The total population of the British Virgin Islands was
estimated in 1986 to be 12,000. Annual population growth averaged
1.6 percent over the 1982-85 period. About 500 expatriates from
Western Europe and North America also reportedly resided on the
islands. Eighty-five percent of the total population lived on
Tortola, 9 percent on Virgin Gorda, and about 3 percent each on the
islands of Anegada and Jost Van Dyke. In general, the islands were
underpopulated in comparison with most of the West Indies, having
a population density of only 78.4 per square kilometer. Despite the
relatively uncrowded conditions on the islands, the government
applied very strict immigration controls against other Caribbean
nationals attracted by the islands' relatively prosperous economy.
The people of the British Virgin Islands are primarily black.
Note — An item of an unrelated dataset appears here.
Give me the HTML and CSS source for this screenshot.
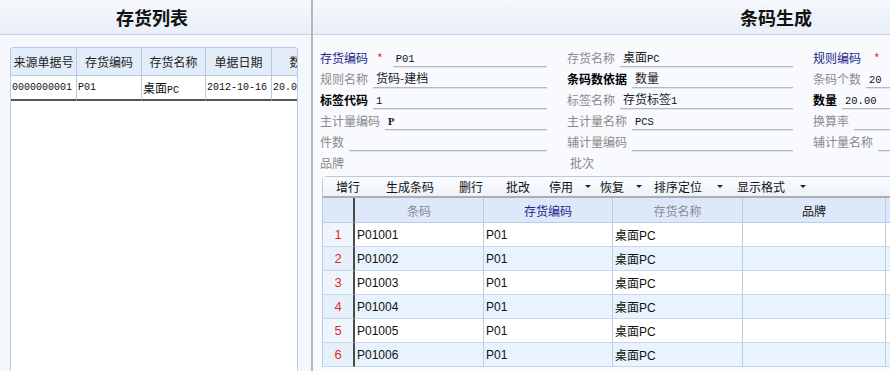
FILE: index.html
```html
<!DOCTYPE html>
<html lang="zh-CN">
<head>
  <meta charset="UTF-8">
  <title>条码生成</title>
  <link rel="stylesheet" href="styles.css">
</head>
<body>
  <div class="page">
    <div class="left">
      <div class="head head-left">存货列表</div>
      <div class="list">
        <table class="list-table">
          <colgroup>
            <col style="width:66px"><col style="width:65px"><col style="width:64px"><col style="width:66px"><col style="width:60px">
          </colgroup>
          <tr>
            <th>来源单据号</th><th>存货编码</th><th>存货名称</th><th>单据日期</th><th>数量</th>
          </tr>
          <tr>
            <td class="v">0000000001</td>
            <td class="v">P01</td>
            <td class="v"><span class="cn">桌面</span>PC</td>
            <td class="v">2012-10-16</td>
            <td class="v">20.00</td>
          </tr>
        </table>
      </div>
    </div>

    <div class="right">
      <div class="head head-right">条码生成</div>

      <div class="form">
        <div class="field"><span class="lbl req">存货编码</span><span class="star">*</span><span class="inp"><span class="v">P01</span></span></div>
        <div class="field"><span class="lbl">存货名称</span><span class="inp"><span class="cn">桌面</span><span class="v">PC</span></span></div>
        <div class="field"><span class="lbl req">规则编码</span><span class="star far">*</span><span class="inp"></span></div>

        <div class="field"><span class="lbl">规则名称</span><span class="inp"><span class="cn">货码-建档</span></span></div>
        <div class="field"><span class="lbl strong">条码数依据</span><span class="inp"><span class="cn">数量</span></span></div>
        <div class="field"><span class="lbl">条码个数</span><span class="inp"><span class="v">20</span></span></div>

        <div class="field"><span class="lbl strong">标签代码</span><span class="inp"><span class="v">1</span></span></div>
        <div class="field"><span class="lbl">标签名称</span><span class="inp"><span class="cn">存货标签</span><span class="v">1</span></span></div>
        <div class="field"><span class="lbl strong">数量</span><span class="inp"><span class="v">20.00</span></span></div>

        <div class="field"><span class="lbl">主计量编码</span><span class="inp"><span class="v b">P</span></span></div>
        <div class="field"><span class="lbl">主计量名称</span><span class="inp"><span class="v">PCS</span></span></div>
        <div class="field"><span class="lbl">换算率</span><span class="inp"></span></div>

        <div class="field"><span class="lbl">件数</span><span class="inp"></span></div>
        <div class="field"><span class="lbl">辅计量编码</span><span class="inp"></span></div>
        <div class="field"><span class="lbl">辅计量名称</span><span class="inp"></span></div>

        <div class="field"><span class="lbl">品牌</span></div>
        <div class="field"><span class="lbl lot">批次</span></div>
      </div>

      <div class="grid-box">
        <div class="toolbar">
          <span class="btn">增行</span>
          <span class="btn">生成条码</span>
          <span class="btn">删行</span>
          <span class="btn">批改</span>
          <span class="btn">停用<i class="caret"></i></span>
          <span class="btn">恢复<i class="caret"></i></span>
          <span class="btn">排序定位<i class="caret wide"></i></span>
          <span class="btn">显示格式<i class="caret wide"></i></span>
        </div>
        <table class="grid">
          <colgroup>
            <col style="width:32px"><col style="width:129px"><col style="width:129px"><col style="width:130px"><col style="width:143px"><col style="width:80px">
          </colgroup>
          <tr class="grid-head">
            <th class="num"></th>
            <th class="dim">条码</th>
            <th class="navy">存货编码</th>
            <th class="dim">存货名称</th>
            <th>品牌</th>
            <th></th>
          </tr>
          <tr><td class="num">1</td><td>P01001</td><td>P01</td><td>桌面PC</td><td></td><td></td></tr>
          <tr><td class="num">2</td><td>P01002</td><td>P01</td><td>桌面PC</td><td></td><td></td></tr>
          <tr><td class="num">3</td><td>P01003</td><td>P01</td><td>桌面PC</td><td></td><td></td></tr>
          <tr><td class="num">4</td><td>P01004</td><td>P01</td><td>桌面PC</td><td></td><td></td></tr>
          <tr><td class="num">5</td><td>P01005</td><td>P01</td><td>桌面PC</td><td></td><td></td></tr>
          <tr><td class="num">6</td><td>P01006</td><td>P01</td><td>桌面PC</td><td></td><td></td></tr>
        </table>
      </div>
    </div>
  </div>
</body>
</html>
```

FILE: styles.css
```css
html, body {
  margin: 0;
  padding: 0;
}
body {
  font-family: "Noto Sans CJK SC", "Liberation Sans", sans-serif;
  font-size: 12px;
  color: #222;
  background: #fff;
}
.page {
  display: flex;
  width: 890px;
  height: 371px;
  overflow: hidden;
}
.head {
  height: 34px;
  line-height: 34px;
  font-size: 18px;
  font-weight: bold;
  color: #111;
  background: linear-gradient(#f5f8fc, #e9eff8);
  border-bottom: 1px solid #c6d3e4;
}
.head-left {
  padding-left: 116px;
}
.head-right {
  padding-left: 427px;
}

/* left panel */
.left {
  width: 311px;
  flex: none;
  display: flex;
  flex-direction: column;
  background: #f4f7fc;
  border-right: 2px solid #b3b8c0;
}
.list {
  flex: 1;
  margin: 12px 0 0 10px;
  width: 286px;
  background: #fff;
  border: 1px solid #b3cbe8;
  border-bottom: none;
  border-radius: 4px 4px 0 0;
  overflow: hidden;
}
.list-table {
  table-layout: fixed;
  width: 321px;
  border-collapse: separate;
  border-spacing: 0;
}
.list-table th {
  height: 27px;
  padding: 0;
  font-weight: normal;
  background: #e3edfa;
  border-right: 1px solid #b5cbe5;
  border-bottom: 1px solid #b5cbe5;
  white-space: nowrap;
  overflow: hidden;
}
.list-table td {
  height: 23px;
  padding: 0 0 0 1px;
  border-right: 1px solid #b5cbe5;
  border-bottom: 2px solid #555;
  white-space: nowrap;
  overflow: hidden;
}
.list-table .v {
  font-size: 10px;
}
.v {
  font-family: "Liberation Mono", monospace;
  font-size: 10.5px;
  color: #111;
}
.v.b {
  font-family: "Liberation Serif", serif;
  font-weight: bold;
}
.cn {
  font-family: "Noto Sans CJK SC", sans-serif;
  font-size: 12px;
}

/* right panel */
.right {
  flex: 1;
  min-width: 0;
  background: #f8fafd;
  overflow: hidden;
}
.form {
  display: grid;
  grid-template-columns: 247px 246px 260px;
  grid-auto-rows: 21px;
  padding: 12px 0 0 7px;
  width: 800px;
}
.field {
  display: flex;
  align-items: flex-start;
  padding-right: 20px;
  line-height: 21px;
  white-space: nowrap;
}
.lbl {
  color: #8a8a8a;
}
.lbl.req {
  color: #23238c;
}
.lbl.strong {
  color: #000;
  font-weight: bold;
}
.lbl.lot {
  padding-left: 3px;
}
.star {
  color: #e53030;
  margin: 0 5px 0 9px;
  font-size: 12px;
}
.star.far {
  margin-left: 13px;
}
.inp {
  flex: 1;
  height: 19px;
  line-height: 19px;
  margin-left: 5px;
  padding-left: 3px;
  border-bottom: 1px solid #b4bac3;
  box-shadow: 0 1px 0 #e2e6ec;
}

/* grid */
.grid-box {
  margin: 3px 0 0 9px;
  width: 700px;
  border-left: 1px solid #b7cbe5;
  border-top: 1px solid #b7cbe5;
  border-top-left-radius: 5px;
  background: #fff;
}
.toolbar {
  display: flex;
  height: 19px;
  line-height: 19px;
  background: linear-gradient(#fbfcfe, #eef3f9);
  border-bottom: 2px solid #a9aeb5;
  color: #111;
}
.btn {
  display: flex;
  align-items: center;
}
.btn:nth-child(1) { padding-left: 13px; }
.btn:nth-child(2) { padding-left: 26px; }
.btn:nth-child(3) { padding-left: 25px; }
.btn:nth-child(4) { padding-left: 23px; }
.btn:nth-child(5) { padding-left: 19px; }
.btn:nth-child(6) { padding-left: 9px; }
.btn:nth-child(7) { padding-left: 12px; }
.btn:nth-child(8) { padding-left: 14px; }
.caret {
  display: inline-block;
  margin-left: 12px;
  width: 0;
  height: 0;
  border-left: 3px solid transparent;
  border-right: 3px solid transparent;
  border-top: 3px solid #222;
}
.caret.wide {
  margin-left: 15px;
}
.grid {
  table-layout: fixed;
  width: 643px;
  border-collapse: separate;
  border-spacing: 0;
  font-family: "Liberation Sans", "Noto Sans CJK SC", sans-serif;
  font-size: 12px;
}
.grid th {
  height: 24px;
  padding: 0;
  font-family: "Noto Sans CJK SC", sans-serif;
  font-weight: normal;
  color: #111;
  background: #dde9fa;
  border-right: 1px solid #b9cde6;
  border-bottom: 1px solid #b9cde6;
}
.grid th.dim {
  color: #8a8a8a;
}
.grid th.navy {
  color: #23238c;
}
.grid td {
  height: 23px;
  padding: 0 0 0 2px;
  color: #111;
  border-right: 1px solid #b9cde6;
  border-bottom: 1px solid #c5d6ea;
  white-space: nowrap;
}
.grid tr:nth-child(odd) td {
  background: #e8f3fe;
}
.grid .num {
  padding: 0;
  text-align: center;
  color: #e8262a;
  font-size: 13px;
  border-right: 2px solid #4a4a4a;
}
.grid td.num {
  background: #eef5fd;
}
.grid tr:nth-child(odd) td.num {
  background: #e6f0fb;
}
```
Life expectancy at birth among the islanders in 1982 was 70.2
years. In 1982 the birth rate was 20.7, and the infant mortality
rate was 42.6 per 1,000 live births. The overall population of the
British Virgin Islands was young; 34 percent were under age 15, and
only 8.6 percent were over age 60.
Anguilla's population stood at 6,800 as of 1987; in addition,
a small number of expatriates from North America and Western Europe
lived on the island. Annual population growth averaged 0.7 percent
between 1982 and 1985. About 10 percent of the population lived in
the capital, The Valley, in the central part of the island. Like
the British Virgin Islands, the island of Anguilla had a low
population density for the Caribbean--76.9 people per square
The people of Anguilla are mainly black, but there are some
whites, descended from a party of Irishmen who landed on the island
in 1698. Life expectancy at birth on Anguilla in 1982 was the same
as on the British Virgin Islands (70.2). The birth rate in 1982 was
26.2 live births per 1,000 of the population. At the same time, the
infant mortality rate was 13.6 per 1,000 births. Approximately 28
percent of the population was under 15 years of age, and only 13
percent was over 60 years of age.
Montserrat's population in 1986 was estimated at 12,000. The
population grew at an average annual rate of 0.6 percent during
1982-85. About 10 percent of the population resided in Plymouth,
the capital. Montserrat's population has risen since 1970,
following thirty years of emigration resulting from poor economic
conditions and prospects on the island. The population density of
the island in 1982 stood at 117.6 per square kilometer.
Montserrat's population is 90 percent black and mulatto, with
some whites of Irish ancestry. Shortly after the initial English
settlement of the island in the first half of the seventeenth
century, a large group of Irishmen arrived on Montserrat. Whether
they were exiled from Ireland or came voluntarily from other
Caribbean islands remains unknown, but their legacy on Montserrat
can be seen in a number of red-haired islanders.
Life expectancy at birth among Montserratians in 1982 was 70.2
years. The birth rate in 1982 was 22.3 live births per 1,000. In
comparison with the rate on the British Virgin Islands and
Anguilla, the infant mortality rate on Montserrat in 1982 was
low--7.7 per 1,000 live births. The age distribution on Montserrat
varied slightly from the pattern of the other two island groups;
only 31.5 percent of the population was under 15 years of age,
while close to 17 percent was over 60.
In all three territories, the predominant religion was
Christianity. Approximately 42 percent of the population in the
British Virgin Islands was Methodist, and 25 percent, Anglican. The
remaining 33 percent of the population included Roman Catholics,
Baptists, Seventh-Day Adventists, Jehovah's Witnesses, and members
of the Church of God.
Anguillians belonged mostly to Anglican or Methodist
congregations; each denomination claimed 43 percent of the
population. Baptists, Roman Catholics, Jehovah's Witnesses,
Seventh-Day Adventists, and members of Apostolic Faith and Second
Bethany Gospel Hall congregations accounted for the remaining 14
percent of the population. Anguillians were highly religious, which
accounted for the great opposition to casino gambling proposals in
Like the other two island groups, Montserrat was primarily
Anglican and Methodist. Approximately 33 percent of Montserratians
were Anglican, and 25 percent were Methodist. The remaining 42
percent of the population belonged to Baptist, Seventh-Day
Adventist, Pentecostal, or Roman Catholic congregations.